In this study, we discuss the performance of PSCs with different concentration and various spin-coating speeds of TiO2 to understand the fundamental effect. The TiO2 solution is prepared with original and double concentration, however, grown TiO2 film is also fabricated at 1000, 2000, and 3000 rpm. The properties of TiO2 film and improved PSCs are also researched to further optimize PCE.

2. Materials and Methods

In this paper, all materials were purchased by commercial source and used without further sublimation to accomplish fabrication. All preparation of solution and thin film was continuously achieved in glove box. The cleaning process of substrate was referred and complied with standard operation procedure of previous researches. The work function of fluorine-doped tin oxide-coated glass substrates (FTO-glass, with a sheet resistance of 7 Ω/sq, AimCore Technolog, Hsinchu, Taiwan) was improved by treatment of oxygen (O2) plasma with 10 W for 2 min [24] to reduce carbon contamination and effectively grow subsequent thin film.

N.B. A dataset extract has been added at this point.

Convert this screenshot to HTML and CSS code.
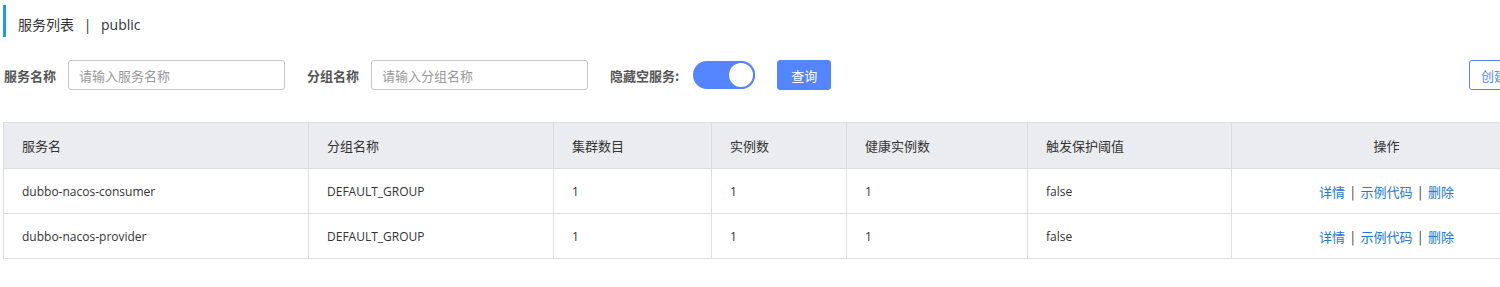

2.1. Precursors Preparation

The prescription of TiO2 precursor solution consisted of titanium isopropoxide (369 μL for original concentration; 738 μL for double concentration) diluting in isopropanol (2.53 mL) and HCl solution (35 μL of 2 M) diluting in isopropanol (2.53 mL). Then, HCl solution was dropwise added into TiO2 precursor solution under stirring at 300 rpm for 24 h and filtered with a PTFE filter with 0.2 μm pore size before use. The prescription of perovskite precursor solution consisted of PBI2 (1.25 M, 99.99 %, Alfa Aesar, Haverhill, MA, USA) and CH3NH3I (1.25 M, >98 %, Dyesol, Queanbeyan, Australia) (i.e., PBI2 of 576.25 mg, CH3NH3I of 198.75 mg) in mixing solvent (1 mL, where volume ratio of dimethyl sulfoxide (DMSO) to γ-butyrolactone (GBL) is 1:1) [25]. Perovskite precursor solution was kept stirring at 300 rpm for 24 h and then filtered with PTFE filter of 0.2 μm pore size before use. The spiro-OMeTAD solution was prepared by blending two solution, 4-tert-butylpyridine (tBP) solution (tBP of 28.5 μL with spiro-OMeTAD of 80 mg in chlorobenzene (1 mL)) and lithium-bis(trifluoromethanesulfonyl)imide (Li-TFSI) solution of 17.5 μL (Li-TFSI of 520 mg solved in acetonitrile (1 mL), which is prepared under stirring at 300 rpm for 24 h before dropwise into tBP solution).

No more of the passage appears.